Characterizing Magnetoencephalographic Spike Sources in Children with Tuberous Sclerosis Complex


Address correspondence and reprint requests to Dr. H. Otsubo, Division of Neurology, Department of Pediatrics, The Hospital for Sick Children, 555 University Avenue, Toronto, Ontario, Canada. E-mail:


Summary: Purpose: Tuberous sclerosis complex (TSC) often causes medically intractable seizures. Magnetoencephalography (MEG) localizes epileptiform discharges. To evaluate the use of MEG spike sources (MEGSSs) for localizing epileptic zones in TSC patients, we characterized MEGSSs and correlated them to EEG and magnetic resonance imaging (MRI) results.

Methods: We analyzed data from seven children who underwent prolonged video-EEG, MEG, and MRI. We classified MEGSSs as clusters (six or more spike sources, ≤1 cm between sources) and scatters (fewer than six spike sources regardless of distance between sources; sources with >1 cm between sources regardless of number of sources).

Results: A single, unilateral cluster with additional scatters occurred in two patients; these predominantly lateralized dipoles correlated to prominent tubers on MRI and ictal/interictal EEG zones. Bilateral clusters with scatters existed in two patients; cluster locations partly overlapped multiple prominent tubers. These patients also had bilateral or diffuse interictal discharges, bilateral or generalized seizures, and changing seizure types and EEG findings. Only bilateral scatters occurred in three patients; scatters partly overlapped EEG interictal/ictal-onset regions; one patient had coexisting generalized seizures. In one patient with equally bilateral scatters, scatters overlapped a prominent tuber and interictal/ictal-onset zones in the right frontal region.

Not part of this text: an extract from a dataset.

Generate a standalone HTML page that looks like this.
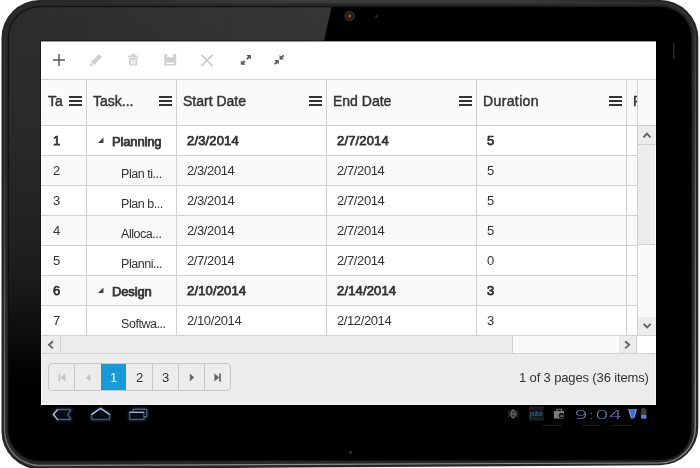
<!DOCTYPE html>
<html>
<head>
<meta charset="utf-8">
<title>TreeGrid</title>
<style>
html,body{margin:0;padding:0;}
body{width:700px;height:468px;overflow:hidden;background:#fff;position:relative;font-family:"Liberation Sans",sans-serif;}
.abs{position:absolute;}
#screen{position:absolute;left:41px;top:41px;width:615px;height:364px;background:#fff;overflow:hidden;font-size:13px;color:#333;box-shadow:0 0 0 1px rgba(0,0,0,0.35);}
.hl{position:absolute;left:0;height:1px;background:#d1d1d1;}
.vl{position:absolute;width:1px;background:#d1d1d1;}
.hd,.c,.pg,.pi{will-change:transform;}
.hd{position:absolute;top:52px;font-size:14px;color:#333;-webkit-text-stroke:0.45px #333;white-space:nowrap;line-height:16px;}
.mn{position:absolute;top:55px;width:13px;height:10px;}
.mn i{position:absolute;left:0;width:13px;height:2px;background:#333;}
.c{position:absolute;white-space:nowrap;line-height:16px;font-size:13px;color:#333;letter-spacing:-0.4px;}
.pg{position:absolute;top:15.5px;width:25px;text-align:center;font-size:13px;line-height:16px;color:#333;}
.b{-webkit-text-stroke:0.75px #333;letter-spacing:0.15px;}
.t{font-size:12.5px;letter-spacing:-0.45px;}
.b.t{font-size:13px;letter-spacing:-0.15px;}
</style>
</head>
<body>
<svg class="abs" id="tab" style="left:0;top:0" width="700" height="468" viewBox="0 0 700 468">
 <defs>
  <linearGradient id="lg1" gradientUnits="userSpaceOnUse" x1="0" y1="0" x2="115" y2="538"><stop offset="0" stop-color="#303030"/><stop offset="0.3" stop-color="#383838"/><stop offset="0.374" stop-color="#464646"/><stop offset="0.638" stop-color="#6a6a6a"/><stop offset="0.85" stop-color="#777"/><stop offset="0.96" stop-color="#959595"/><stop offset="1" stop-color="#888"/></linearGradient>
  <linearGradient id="gg" x1="0" y1="0" x2="0" y2="1"><stop offset="0" stop-color="#2d2d2d"/><stop offset="0.3" stop-color="#292929"/><stop offset="0.5" stop-color="#212121"/><stop offset="0.6" stop-color="#1b1b1b"/><stop offset="0.72" stop-color="#0c0c0c"/><stop offset="0.83" stop-color="#000"/></linearGradient>
  <linearGradient id="tg" x1="0" y1="0" x2="1" y2="0"><stop offset="0.04" stop-color="#fff" stop-opacity="0"/><stop offset="0.4" stop-color="#fff" stop-opacity="0.1"/><stop offset="0.75" stop-color="#fff" stop-opacity="0.1"/><stop offset="0.97" stop-color="#fff" stop-opacity="0"/></linearGradient>
  <linearGradient id="hg" x1="0" y1="0" x2="1" y2="0"><stop offset="0" stop-color="#fff" stop-opacity="0"/><stop offset="1" stop-color="#fff" stop-opacity="0.045"/></linearGradient>
  <clipPath id="cin"><path d="M39.50 7.30H660.30A30.70 30.70 0 0 1 691.00 38.00V428.94A30.70 30.70 0 0 1 660.30 459.64L39.50 460.26A30.70 30.70 0 0 1 8.80 429.56V38.00A30.70 30.70 0 0 1 39.50 7.30Z"/></clipPath>
 </defs>
 <path d="M39.50 0.00H660.30A38.00 38.00 0 0 1 698.30 38.00V427.25A38.00 38.00 0 0 1 660.30 465.25L39.50 469.25A38.00 38.00 0 0 1 1.50 431.25V38.00A38.00 38.00 0 0 1 39.50 0.00Z" fill="#252525"/>
 <path d="M39.50 2.40H660.30A35.60 35.60 0 0 1 695.90 38.00V427.80A35.60 35.60 0 0 1 660.30 463.40L39.50 466.30A35.60 35.60 0 0 1 3.90 430.70V38.00A35.60 35.60 0 0 1 39.50 2.40Z" fill="url(#lg1)"/>
 <path d="M39.50 3.70H660.30A34.30 34.30 0 0 1 694.60 38.00V428.10A34.30 34.30 0 0 1 660.30 462.40L39.50 464.70A34.30 34.30 0 0 1 5.20 430.40V38.00A34.30 34.30 0 0 1 39.50 3.70Z" fill="#272727"/>
 <path d="M39.50 6.30H660.30A31.70 31.70 0 0 1 692.00 38.00V428.71A31.70 31.70 0 0 1 660.30 460.41L39.50 461.49A31.70 31.70 0 0 1 7.80 429.79V38.00A31.70 31.70 0 0 1 39.50 6.30Z" fill="#101010"/>
 <path d="M39.50 7.30H660.30A30.70 30.70 0 0 1 691.00 38.00V428.94A30.70 30.70 0 0 1 660.30 459.64L39.50 460.26A30.70 30.70 0 0 1 8.80 429.56V38.00A30.70 30.70 0 0 1 39.50 7.30Z" fill="#000"/>
 <rect x="30" y="0" width="640" height="2.6" fill="url(#tg)"/>
 <g clip-path="url(#cin)"><path d="M0 0H333L324 41L231 468H0Z" fill="url(#gg)"/><path d="M0 0H333L324 41H0Z" fill="url(#hg)"/></g>
</svg>
<svg class="abs" id="bezel" style="left:0;top:0" width="700" height="468" viewBox="0 0 700 468">
 <circle cx="275" cy="16.4" r="3.8" fill="#343434"/>
 <circle cx="349.6" cy="16" r="5" fill="#333"/>
 <circle cx="349.6" cy="16" r="3.5" fill="#1c1512"/>
 <circle cx="349.8" cy="16" r="1.7" fill="#b0490f"/>
 <circle cx="376.6" cy="16.4" r="1.4" fill="#262626"/>
 <circle cx="350.5" cy="452.3" r="1.5" fill="#303030"/>
 <rect x="673" y="43" width="1.4" height="16" fill="#2a2a2a"/>
</svg>
<div id="screen">
 <!-- toolbar -->
 <div class="abs" id="toolbar" style="left:0;top:0;width:615px;height:38px;background:#fff;">
  <svg class="abs" style="left:0;top:0" width="615" height="38" viewBox="0 0 615 38">
   <!-- add -->
   <path d="M12 19H24M18 13V25" stroke="#555" stroke-width="1.4" fill="none"/>
   <!-- edit (pencil) -->
   <g fill="#d0d0d0">
    <path d="M57.9 13 L61 16.1 L53 24.1 L49.9 21 Z"/>
    <path d="M49.3 21.8 L52.2 24.7 L48.6 25.4 Z"/>
   </g>
   <!-- delete (trash) -->
   <g fill="#d0d0d0">
    <rect x="87" y="14.6" width="10.2" height="1.8"/>
    <rect x="89.8" y="13.1" width="4.6" height="1.8"/>
    <path d="M88 17H96.2V24.6H88Z M89.9 18.4V23.5H91.4V18.4Z M92.8 18.4V23.5H94.3V18.4Z" fill-rule="evenodd"/>
   </g>
   <!-- save -->
   <path d="M123.2 13H135.2V24.5H123.2Z M126.3 13V16.3H132.2V13Z M125.2 21.5V23H133.2V21.5Z" fill="#d0d0d0" fill-rule="evenodd"/>
   <!-- cancel -->
   <path d="M160.5 13.8L171.5 24.8M171.5 13.8L160.5 24.8" stroke="#cbcbcb" stroke-width="1.7" fill="none"/>
   <!-- expand -->
   <g fill="#585858" stroke="#585858">
    <path d="M208.4 15.6L205.9 18.1M201.4 22.3L203.9 19.8" stroke-width="1.9" fill="none"/>
    <path d="M205.4 14.1H209.9V18.6Z" stroke="none"/>
    <path d="M199.9 19.3V23.8H204.4Z" stroke="none"/>
   </g>
   <!-- collapse -->
   <g fill="#585858" stroke="#585858">
    <path d="M240 16.9L242.6 14.3M236.3 20.6L233.7 23.2" stroke-width="1.8" fill="none"/>
    <path d="M238.5 13.9V18.4H243Z" stroke="none"/>
    <path d="M233.3 19.1H237.8V23.6Z" stroke="none"/>
   </g>
  </svg>
 </div>
 <div class="abs" style="left:0;top:0;width:615px;height:1px;background:#9a9a9a;"></div>
 <!-- header -->
 <div class="abs" style="left:0;top:38px;width:615px;height:46px;background:#fafafa;"></div>
 <!-- rows -->
 <div class="abs" style="left:0;top:114px;width:597px;height:30px;background:#f9f9f9;"></div>
 <div class="abs" style="left:0;top:174px;width:597px;height:30px;background:#f9f9f9;"></div>
 <div class="abs" style="left:0;top:234px;width:597px;height:30px;background:#f9f9f9;"></div>
 <!-- lines -->
 <div class="hl" style="top:38px;width:615px;"></div>
 <div class="hl" style="top:84px;width:615px;"></div>
 <div class="hl" style="top:114px;width:597px;"></div>
 <div class="hl" style="top:144px;width:597px;"></div>
 <div class="hl" style="top:174px;width:597px;"></div>
 <div class="hl" style="top:204px;width:597px;"></div>
 <div class="hl" style="top:234px;width:597px;"></div>
 <div class="hl" style="top:264px;width:597px;"></div>
 <div class="hl" style="top:294px;width:597px;"></div>
 <div class="vl" style="left:45px;top:38px;height:257px;"></div>
 <div class="vl" style="left:135px;top:38px;height:257px;"></div>
 <div class="vl" style="left:285px;top:38px;height:257px;"></div>
 <div class="vl" style="left:435px;top:38px;height:257px;"></div>
 <div class="vl" style="left:585px;top:38px;height:257px;"></div>
 <div class="vl" style="left:596px;top:38px;height:257px;"></div>
 <!-- header text -->
 <div class="hd" style="left:7px;">Ta</div>
 <div class="hd" style="left:52px;">Task...</div>
 <div class="hd" style="left:142px;">Start Date</div>
 <div class="hd" style="left:292px;">End Date</div>
 <div class="hd" style="left:442px;letter-spacing:0.38px;">Duration</div>
 <div class="hd" style="left:592px;width:4px;overflow:hidden;">Progress</div>
 <div class="mn" style="left:28px;"><i style="top:0"></i><i style="top:4px"></i><i style="top:8px"></i></div>
 <div class="mn" style="left:118px;"><i style="top:0"></i><i style="top:4px"></i><i style="top:8px"></i></div>
 <div class="mn" style="left:268px;"><i style="top:0"></i><i style="top:4px"></i><i style="top:8px"></i></div>
 <div class="mn" style="left:418px;"><i style="top:0"></i><i style="top:4px"></i><i style="top:8px"></i></div>
 <div class="mn" style="left:568px;"><i style="top:0"></i><i style="top:4px"></i><i style="top:8px"></i></div>
 <!-- cells -->
 <div class="c b" style="left:12px;top:92px;">1</div>
 <div class="c b t" style="left:71px;top:93px;">Planning</div>
 <div class="c b" style="left:146px;top:92px;">2/3/2014</div>
 <div class="c b" style="left:296px;top:92px;">2/7/2014</div>
 <div class="c b" style="left:446px;top:92px;">5</div>

 <div class="c" style="left:12px;top:122px;">2</div>
 <div class="c t" style="left:80.4px;top:125px;">Plan ti...</div>
 <div class="c" style="left:146px;top:122px;">2/3/2014</div>
 <div class="c" style="left:296px;top:122px;">2/7/2014</div>
 <div class="c" style="left:446px;top:122px;">5</div>

 <div class="c" style="left:12px;top:152px;">3</div>
 <div class="c t" style="left:80.4px;top:155px;">Plan b...</div>
 <div class="c" style="left:146px;top:152px;">2/3/2014</div>
 <div class="c" style="left:296px;top:152px;">2/7/2014</div>
 <div class="c" style="left:446px;top:152px;">5</div>

 <div class="c" style="left:12px;top:182px;">4</div>
 <div class="c t" style="left:80.4px;top:185px;">Alloca...</div>
 <div class="c" style="left:146px;top:182px;">2/3/2014</div>
 <div class="c" style="left:296px;top:182px;">2/7/2014</div>
 <div class="c" style="left:446px;top:182px;">5</div>

 <div class="c" style="left:12px;top:212px;">5</div>
 <div class="c t" style="left:80.4px;top:215px;">Planni...</div>
 <div class="c" style="left:146px;top:212px;">2/7/2014</div>
 <div class="c" style="left:296px;top:212px;">2/7/2014</div>
 <div class="c" style="left:446px;top:212px;">0</div>

 <div class="c b" style="left:12px;top:242px;">6</div>
 <div class="c b t" style="left:71px;top:243px;">Design</div>
 <div class="c b" style="left:146px;top:242px;">2/10/2014</div>
 <div class="c b" style="left:296px;top:242px;">2/14/2014</div>
 <div class="c b" style="left:446px;top:242px;">3</div>

 <div class="c" style="left:12px;top:272px;">7</div>
 <div class="c t" style="left:80.4px;top:275px;">Softwa...</div>
 <div class="c" style="left:146px;top:272px;">2/10/2014</div>
 <div class="c" style="left:296px;top:272px;">2/12/2014</div>
 <div class="c" style="left:446px;top:272px;">3</div>

 <svg class="abs" style="left:56px;top:96px" width="7" height="7" viewBox="0 0 7 7"><path d="M6.5 0.4V5.9H0.8Z" fill="#444"/></svg>
 <svg class="abs" style="left:56px;top:246px" width="7" height="7" viewBox="0 0 7 7"><path d="M6.5 0.4V5.9H0.8Z" fill="#444"/></svg>
 <!-- vertical scrollbar -->
 <div class="abs" id="vsb" style="left:597px;top:85px;width:18px;height:210px;background:#fafafa;">
  <div class="abs" style="left:0;top:0;width:18px;height:19px;background:#ececec;"></div>
  <div class="abs" style="left:0;top:19px;width:17px;height:99px;background:#ececec;"></div>
  <div class="abs" style="left:0;top:118px;width:17px;height:1px;background:#cfcfcf;"></div>
  <div class="abs" style="left:0;top:18px;width:18px;height:1px;background:#d1d1d1;"></div>
  <div class="abs" style="left:0;top:191px;width:18px;height:19px;background:#ececec;"></div>
  <div class="abs" style="left:0;top:209px;width:18px;height:1px;background:#d1d1d1;"></div>
  <svg class="abs" style="left:0;top:0" width="18" height="210" viewBox="0 0 18 210"><path d="M5.4 11.3L8.95 7.7L12.5 11.3" stroke="#626262" stroke-width="1.9" fill="none"/><path d="M5.6 197.8L9.15 201.5L12.7 197.8" stroke="#626262" stroke-width="1.9" fill="none"/></svg>
 </div>
 <!-- horizontal scrollbar -->
 <div class="abs" id="hsb" style="left:0;top:295px;width:615px;height:17px;background:#fff;">
  <div class="abs" style="left:0;top:0;width:471px;height:17px;background:#ececec;"></div>
  <div class="abs" style="left:472px;top:0;width:106px;height:17px;background:#fafafa;"></div>
  <div class="abs" style="left:578px;top:0;width:17px;height:17px;background:#ececec;"></div>
  <div class="vl" style="left:19px;top:0;height:17px;"></div>
  <div class="vl" style="left:0;top:0;height:17px;background:#f6f6f6;"></div>
  <div class="vl" style="left:471px;top:0;height:17px;"></div>
  <div class="vl" style="left:595px;top:0;height:17px;"></div>
  <svg class="abs" style="left:0;top:0" width="615" height="17" viewBox="0 0 615 17"><path d="M12 5.3L8 8.85L12 12.4" stroke="#626262" stroke-width="1.9" fill="none"/><path d="M584.1 5.3L588.1 8.85L584.1 12.4" stroke="#626262" stroke-width="1.9" fill="none"/></svg>
 </div>
 <div class="hl" style="top:312px;width:615px;"></div>
 <!-- pager -->
 <div class="abs" id="pager" style="left:0;top:313px;width:615px;height:51px;background:#ececec;box-shadow:inset 1px 0 0 #f5f5f5,inset -1px 0 0 #f5f5f5,inset 0 -1px 0 #f5f5f5;">
  <div class="abs" style="left:7px;top:9px;width:183px;height:28px;border:1px solid #c8c8c8;border-radius:4px;box-sizing:border-box;background:#ececec;"></div>
  <div class="abs" style="left:60px;top:10px;width:25px;height:26px;background:#189ad7;"></div>
  <div class="vl" style="left:33px;top:10px;height:26px;background:#c8c8c8;"></div>
  <div class="vl" style="left:111px;top:10px;height:26px;background:#c8c8c8;"></div>
  <div class="vl" style="left:137px;top:10px;height:26px;background:#c8c8c8;"></div>
  <div class="vl" style="left:163px;top:10px;height:26px;background:#c8c8c8;"></div>
  <div class="pg" style="left:60px;color:#fff;">1</div>
  <div class="pg" style="left:86px;">2</div>
  <div class="pg" style="left:112px;">3</div>
  <svg class="abs" style="left:0;top:0" width="240" height="51" viewBox="0 0 240 51">
   <g fill="#c3c3c3"><rect x="17.7" y="19.6" width="1.6" height="7.9"/><path d="M24.4 19.6V27.5L19.5 23.55Z"/>
   <path d="M49.4 19.8V27.6L44.9 23.7Z"/></g>
   <g fill="#666"><path d="M148.8 19.5V27.6L153.2 23.55Z"/>
   <path d="M173.4 19.5V27.6L178.2 23.55Z"/><rect x="178.2" y="19.5" width="1.7" height="8.1"/></g>
  </svg>
  <div class="abs pi" style="right:7px;top:15.5px;font-size:13px;line-height:16px;color:#333;white-space:nowrap;letter-spacing:-0.14px;">1 of 3 pages (36 items)</div>
 </div>
</div>
<svg class="abs" id="navbar" style="left:41px;top:405px;will-change:transform" width="615" height="24" viewBox="0 0 615 24">
 <defs><filter id="gl" x="-20%" y="-40%" width="140%" height="180%"><feGaussianBlur stdDeviation="1.1"/></filter></defs>
 <g fill="none" stroke="#3a5280" stroke-width="2.4" filter="url(#gl)" opacity="0.8">
  <path d="M12.4 9.5L16.5 4.6H29.6L26.6 9.5L29.6 14.4H16.5Z"/>
  <path d="M50.8 9.4L59.6 3.4L68.4 9.4V14.2H50.8Z"/>
  <path d="M92.4 6.8V4.4H105.6V11.6H103.2M88.8 7.4H102.8V14.4H88.8Z"/>
 </g>
 <g fill="#070b12" stroke="#4f5d80" stroke-width="1.1" stroke-linejoin="round">
  <path d="M12.4 9.5L16.5 4.6H29.6L26.6 9.5L29.6 14.4H16.5Z"/>
  <path d="M50.8 9.4L59.6 3.4L68.4 9.4V14.2H50.8Z"/>
  <path d="M92.4 4.4H105.6V11.6H92.4Z"/>
  <path d="M88.8 7.4H102.8V14.4H88.8Z"/>
 </g>
 <g fill="none" stroke="#a9b6d2" stroke-width="1.3" stroke-linejoin="round" stroke-linecap="round">
  <path d="M16.5 4.6L12.4 9.5L16.5 14.4"/>
  <path d="M50.8 9.4L59.6 3.4L68.4 9.4"/>
  <path d="M88.8 7.4H102.8"/>
 </g>
 <!-- status -->
 <g>
  <ellipse cx="472.2" cy="9" rx="2.7" ry="4.4" fill="#6a6a6a"/>
  <rect x="470.7" y="6.4" width="3" height="5.2" fill="#2c2c2c"/>
  <path d="M467.2 6.4L477.2 11.6M477.2 6.4L467.2 11.6M466.8 9H477.6" stroke="#5a5a5a" stroke-width="0.8" fill="none"/>
 </g>
 <rect x="488" y="1.5" width="14.6" height="14" fill="#151617"/>
 <rect x="488" y="1.5" width="14.6" height="2.6" fill="#1e1f20"/>
 <rect x="488" y="12.6" width="14.6" height="2.9" fill="#1e1f20"/>
 <text x="495.3" y="11" font-family="Liberation Sans, sans-serif" font-size="6.4" fill="#2b7fa3" text-anchor="middle" textLength="13" lengthAdjust="spacingAndGlyphs">pulse</text>
 <g>
  <rect x="513" y="6" width="10" height="7.6" fill="#7a7a7a"/>
  <path d="M516 6V4.2H520.6V6" stroke="#7a7a7a" stroke-width="1.1" fill="none"/>
  <circle cx="520.6" cy="10.6" r="2.9" fill="#1a1a1a"/>
  <path d="M518.8 11.6A1.2 1.2 0 0 1 520 10.2A1.4 1.4 0 0 1 522.4 10.6A0.9 0.9 0 0 1 522.4 12H519.2Z" fill="#555"/>
 </g>
 <text x="533" y="13.7" font-family="DejaVu Sans, Liberation Sans, sans-serif" font-weight="200" font-size="12.6" fill="#798cc2" textLength="48.6" lengthAdjust="spacingAndGlyphs">9:04</text>
 <path d="M586.8 4H596.4L593 13.6H590.2Z" fill="#3f6fd0"/>
 <path d="M588.2 4.6L590.4 13.2M595 4.6L592.8 13.2" stroke="#7fa6ee" stroke-width="0.8" fill="none"/>
 <rect x="601.2" y="2.8" width="2.6" height="2" fill="#444"/>
 <rect x="600" y="4.2" width="5.4" height="6" fill="#3a3c42"/>
 <rect x="600" y="9.9" width="5.4" height="3.7" fill="#4d84e8"/>
 <g stroke="#262626" stroke-width="1"><path d="M502 20.4H521M541 20.4H559.8M571.3 20.4H590.6"/></g>
</svg>
</body>
</html>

Conclusions: MEG contributes to information from EEG and MRI for localizing epileptogenic zones in children with TSC. A single cluster with scatters in a unilateral hemisphere predicts a primary epileptogenic zone or hemisphere; bilateral or multiple clusters indicate bilateral primary or potential epileptogenic zones; and bilateral scatters without clusters may indicate epileptogenic zones that are hidden within extensive areas of scattered MEGSSs.